Focus sur cet accord controversé, mais aussi sur le curieux essor des échanges Chine-Mexique, la lutte de l'UE contre le travail forcé et le boom des ventes d'armes tricolores
BLOCS#16 □ Bonjour, nous sommes le mercredi 20 mars et voici le seizième épisode de votre condensé d’actualité utile sur le commerce international. Suivez-nous également sur LinkedIn.
Ce jeudi 21 mars, la chambre haute du Parlement français se prononcera enfin sur le fameux accord de libre-échange entre l’UE et le Canada. Un rejet du Sénat ne suffirait pas à suspendre son application provisoire, en vigueur depuis 2017, mais il constituerait un pas menaçant dans cette direction. La résurgence de cette controverse peut étonner tant, six ans et demi après, le bilan du CETA a balayé les sombres prophéties dont il faisait initialement l’objet.
Manifestation contre le CETA devant le siège du Parlement européen de Strasbourg, le 15 février 2016 ©StopTTIP/Flickr.
SCÉNARIO CHOC □ Concurrence déloyale au détriment de l’agriculture et de l’industrie, suppressions d’emplois massives, désastre écologique … Lors des débats houleux qui avaient ponctué son entrée en vigueur en septembre 2017, puis sa validation par l’Assemblée nationale en 2019, le CETA avait été accusé de tous les maux. Ce jeudi 21 mars, ce sera, enfin, au tour du Sénat de se prononcer sur cet accord de libre-échange (ALE) qui a supprimé les droits de douane sur 98 % des produits échangés entre l’Union européenne (UE) et le Canada.
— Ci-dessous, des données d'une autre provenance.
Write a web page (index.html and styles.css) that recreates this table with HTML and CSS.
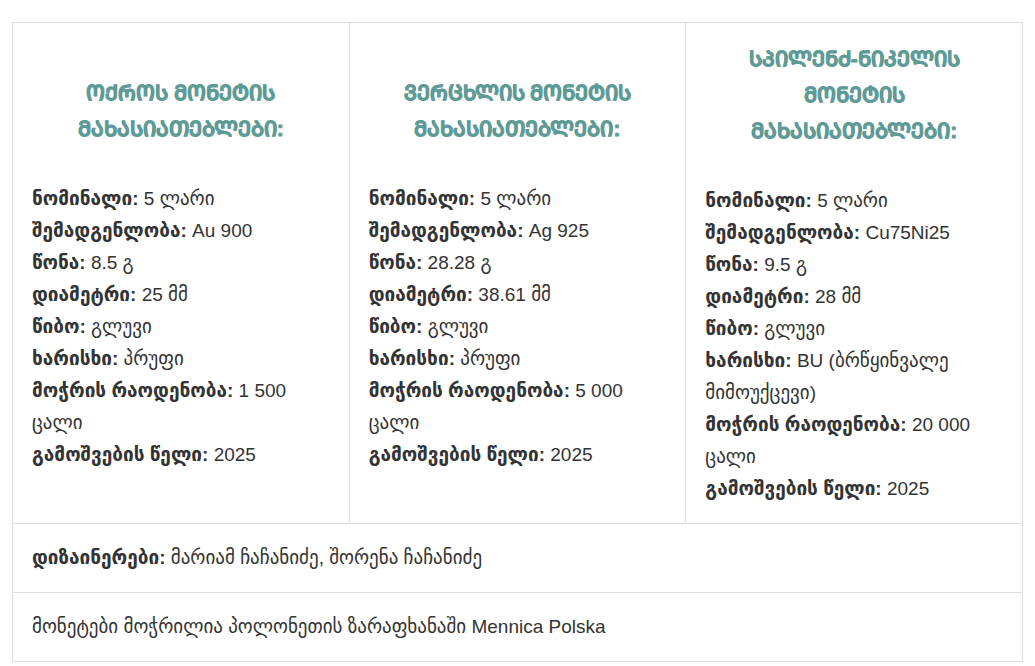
FILE: index.html
```html
<!DOCTYPE html>
<html lang="ka">

<head>
	<meta charset="UTF-8">
	<meta name="viewport" content="width=device-width, initial-scale=1.0">
	<title>მონეტების მახასიათებლები</title>
	<link rel="stylesheet" href="styles.css">
</head>

<body>
	<table class="coins">
		<tr>
			<td>
				<!-- ოქროს მონეტის მახასიათებლები (მთავრული) -->
				<h3 class="coin-title">&#x1C9D;&#x1CA5;&#x1CA0;&#x1C9D;&#x1CA1; &#x1C9B;&#x1C9D;&#x1C9C;&#x1C94;&#x1CA2;&#x1C98;&#x1CA1; &#x1C9B;&#x1C90;&#x1CAE;&#x1C90;&#x1CA1;&#x1C98;&#x1C90;&#x1C97;&#x1C94;&#x1C91;&#x1C9A;&#x1C94;&#x1C91;&#x1C98;:</h3>
				<p class="coin-specs">
					<b>ნომინალი:</b> 5 ლარი<br>
					<b>შემადგენლობა:</b> Au 900<br>
					<b>წონა:</b> 8.5 გ<br>
					<b>დიამეტრი:</b> 25 მმ<br>
					<b>წიბო:</b> გლუვი<br>
					<b>ხარისხი:</b> პრუფი<br>
					<b>მოჭრის რაოდენობა:</b> 1 500 ცალი<br>
					<b>გამოშვების წელი:</b> 2025
				</p>
			</td>
			<td>
				<!-- ვერცხლის მონეტის მახასიათებლები -->
				<h3 class="coin-title">&#x1C95;&#x1C94;&#x1CA0;&#x1CAA;&#x1CAE;&#x1C9A;&#x1C98;&#x1CA1; &#x1C9B;&#x1C9D;&#x1C9C;&#x1C94;&#x1CA2;&#x1C98;&#x1CA1; &#x1C9B;&#x1C90;&#x1CAE;&#x1C90;&#x1CA1;&#x1C98;&#x1C90;&#x1C97;&#x1C94;&#x1C91;&#x1C9A;&#x1C94;&#x1C91;&#x1C98;:</h3>
				<p class="coin-specs">
					<b>ნომინალი:</b> 5 ლარი<br>
					<b>შემადგენლობა:</b> Ag 925<br>
					<b>წონა:</b> 28.28 გ<br>
					<b>დიამეტრი:</b> 38.61 მმ<br>
					<b>წიბო:</b> გლუვი<br>
					<b>ხარისხი:</b> პრუფი<br>
					<b>მოჭრის რაოდენობა:</b> 5 000 ცალი<br>
					<b>გამოშვების წელი:</b> 2025
				</p>
			</td>
			<td>
				<!-- სპილენძ-ნიკელის მონეტის მახასიათებლები -->
				<h3 class="coin-title">&#x1CA1;&#x1C9E;&#x1C98;&#x1C9A;&#x1C94;&#x1C9C;&#x1CAB;-&#x1C9C;&#x1C98;&#x1C99;&#x1C94;&#x1C9A;&#x1C98;&#x1CA1; &#x1C9B;&#x1C9D;&#x1C9C;&#x1C94;&#x1CA2;&#x1C98;&#x1CA1; &#x1C9B;&#x1C90;&#x1CAE;&#x1C90;&#x1CA1;&#x1C98;&#x1C90;&#x1C97;&#x1C94;&#x1C91;&#x1C9A;&#x1C94;&#x1C91;&#x1C98;:</h3>
				<p class="coin-specs">
					<b>ნომინალი:</b> 5 ლარი<br>
					<b>შემადგენლობა:</b> Cu75Ni25<br>
					<b>წონა:</b> 9.5 გ<br>
					<b>დიამეტრი:</b> 28 მმ<br>
					<b>წიბო:</b> გლუვი<br>
					<b>ხარისხი:</b> BU (ბრწყინვალე მიმოუქცევი)<br>
					<b>მოჭრის რაოდენობა:</b> 20 000 ცალი<br>
					<b>გამოშვების წელი:</b> 2025
				</p>
			</td>
		</tr>
		<tr>
			<td colspan="3"><b>დიზაინერები:</b> მარიამ ჩაჩანიძე, შორენა ჩაჩანიძე</td>
		</tr>
		<tr>
			<td colspan="3">მონეტები მოჭრილია პოლონეთის ზარაფხანაში Mennica Polska</td>
		</tr>
	</table>
</body>

</html>
```

FILE: styles.css
```css
body {
	margin: 0;
	padding: 22px 12px 0;
	background: #fff;
	font-family: "Liberation Sans", "DejaVu Sans", sans-serif;
	font-size: 19px;
	line-height: 32px;
	color: #333
}

.coins {
	width: 100%;
	border-collapse: collapse;
	table-layout: fixed
}

.coins td {
	border: 1px solid #ddd;
	padding: 18px 19px;
	vertical-align: middle
}

.coins b {
	font-weight: bold
}

/* заголовок колонки */
.coin-title {
	margin: 0 0 36px;
	font-size: 21px;
	line-height: 36px;
	font-weight: bold;
	text-align: center;
	color: #5e9a96;
	/* у мтаврули нет жирного начертания */
	-webkit-text-stroke: 0.8px #5e9a96
}

.coin-specs {
	margin: 0
}
```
Un rejet au Palais du Luxembourg semble possible : outre les communistes, qui, à force de persévérance, ont finalement obtenu contre la volonté du gouvernement l’inscription du sujet à l’ordre du jour, et les autres forces de gauche, une bonne partie des 133 sénateurs Les Républicains (LR) devrait voter contre.
Avec quelles conséquences ? Concrètement, l'opposition de la chambre haute ne suffirait pas à suspendre la mise en application de l’accord, toujours « provisoire » à ce stade. Mais le deal pourrait ensuite retourner à l’Assemblée nationale, où sa remise en cause ne serait alors pas à exclure. Ce risque apparaît d’autant plus élevé dans le contexte d’une colère paysanne qui cible en particulier les accords commerciaux (BLOCS#9) et d’une campagne européenne propice aux instrumentalisations.
« Théoriquement, un rejet par le Parlement français de la ratification du texte pourrait bien avoir pour conséquence la fin de la mise en application provisoire du CETA. Cependant, le gouvernement français pourrait s'abstenir de notifier [ce rejet] aux instances de l'Union », explique Alan Hervé, juriste expert de la politique commerciale de l’UE à Sciences Po Rennes (BLOCS#6).
Si le scénario choc est donc loin d’être écrit, l’existence de cette menace a déjà de quoi étonner. Car, six ans et demi après, la réalité du CETA a balayé une bonne partie des craintes auxquelles il était initialement associé. « Le CETA est un bouc émissaire mal choisi », estime ainsi le quotidien libéral L’Opinion. Le bilan est globalement positif pour l’économie de l’UE, dont les échanges auraient augmenté de plus de 50% avec le Canada entre 2017 et 2022 (un chiffre contesté), avec une balance nettement favorable à ce côté-ci de l’Atlantique.
GRANDS GAGNANTS □ L’Hexagone n’est pas en reste : c’est en France - et en Italie - que les entreprises ont été les plus nombreuses à se tourner vers l’export grâce au CETA. Et pourtant, en 2019, seuls 20 % des Français voyaient dans ce dernier une opportunité pour les entreprises tricolores.
Argument corollaire à mettre au crédit de l’accord controversé : cette croissance des échanges profite en premier lieu aux PME, ce qui n’est pas toujours le cas. Sans surprise, les secteurs français de la pharmacie, des cosmétiques et des services, ont, comme souvent, tiré leur épingle du jeu. Ils ne sont pas les seuls.
L’agriculture française n’a pas été sacrifiée, au contraire : l’excédent commercial agroalimentaire a été multiplié par trois en cinq ans, pour atteindre 578 millions d’euros en 2023. Les filières des vins, des spiritueux et des produits laitiers figurent sur la liste des grands gagnants. Certains secteurs, comme ceux du bœuf, du porc ou du maïs sont plus exposés, mais ils ont été en partie protégés par des quotas.